A homily given by Father Joseph Illo on April 26, 2015 during the Extraordinary Form of the Mass (Star of the Sea Church, San Francisco, CA)
[Posted with permission]
[Epistle from the First Letter of Blessed Peter the Apostle, 2. 11-19 and Gospel according to St. John, 16. 16-22.]
We Catholics celebrate Easter for fifty days, and we are still swimming in the bright seas of glory streaming from our resurrected Lord. I’ll bet most of us still have some Easter candy around. Why, then, does Holy Mother Church give us readings today that sound more proper to Lent than Easter? St. Peter reminds us that we are “foreigners and pilgrims” in this world, and that the world “wages war against the soul.” Jesus tells his confused disciples that he will soon leave them, and that they will weep while the world rejoices. I think the Church gives us such sober readings on the Third Sunday of Easter to remind us that the joy of Easter streams from Our Lord’s wounds— glorious wounds—but wounds nonetheless. We must not forget the price of our redemption, nor that we are yet not in heaven.
Foreigners and pilgrims
The secular world, of course, believes neither in Christ nor in his resurrection. It tolerates Easter for one day a year, and then only as a holiday of marshmallow bunnies and chocolate eggs. It is in this faithless world that we pass 70 or 80 years as “foreigners.” We must not forget our status as “pilgrims,” making an often difficult and dangerous journey to our true homeland. While we are on that journey, we smile, we sing, we enjoy the good gifts God gives us along the way, but we keep moving. We keep one eye always on the road ahead: we don’t know what may come at us to “wage war” against our souls, and the souls of our children.
And so, how to comport ourselves as we travel? St. Peter advises us to keep ourselves clean and upright, for it is only by doing good that we might silence the ignorance of foolish people. Perhaps never more than now has godless ignorance become so widespread. The absurdity of post-Christians using Christian language, such as “human rights,” to promote precisely the violation of human rights, can discourage any pilgrim. The very concept of human rights did not exist before Christianity, and that concept is used now to kill an entire class of human beings (as in a woman’s “right to choose”). When the whole world seems to be losing its mind, stupidly following really evil men who call right wrong and wrong right, who promote manifestly irrational laws, and who blame the violent consequences on Christians—then we realize to what degree we are strangers in this world. We scarcely speak the same language as our own friends and family. We see what they cannot see, and they consider us deluded and fanatical.

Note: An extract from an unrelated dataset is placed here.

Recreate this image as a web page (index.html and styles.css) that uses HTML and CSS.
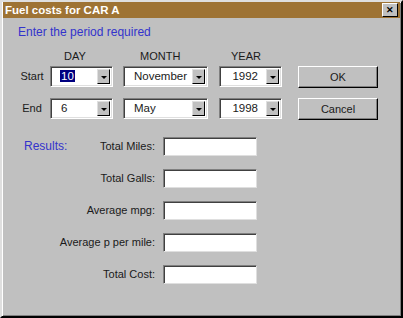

We cannot convince most people of the absurdity, nor prevent much of the damage from pervasive ignorance of the Natural Laws. But we can, and we must, do good in the brief time given us this side of the grave. A Christian must never forget his dignity, and the supreme law of charity. “Give honor to all,” St. Peter counsels us. “Respect the king (for Americans, that means President Obama). Slaves should be subject to their masters, and not only to the nice ones. We are slaves, in a way, to the political powers and social trends that overwhelm us. The world is against us, but this should not unduly sadden or disturb us. We are only here in transit, after all, like changing planes at an airport. We know whence we come, and wither we go.
You will weep, Jesus assures us; you will grieve but your grief will become joy. “I am leaving you,” he told his disciples. The world will defeat him; Jesus will hand himself over to this world’s power, but only in order to defeat evil by good. “I will see you again,” he declares, “and your hearts will rejoice, and no one will take your joy away.”
My dear people, we must resist the temptation to let this old world get to us. We must not become despondent, even if marriage and family life collapses, and God is mocked all around us, and even, God forbid, those dearest to us lose their faith. We must still do good, and maintain our composure, and radiate goodwill to everyone, because we have been given a joy that no one can take from us. We can only hope to overcome some evil by patient goodness, and we cannot expect much from this world anyway. We must take the long view, the Christian view, the supernatural view, and think always in light of eternity. I think God has permitted us to live in a period of decline, so we do what we can to save souls and please God’s divine majesty.
We turn, always, to Our Lady. She patiently, and calmly, accepted her Son’s crucifixion. Somehow, she knew, he would overcome evil by good, and she would do it with him. It was hard for her, no doubt, but she didn’t lose her peace, even at Calvary. Let us apply ourselves to the same: imitating her faith, and calling upon her intercession, that we may faithfully follow her Son to our true homeland.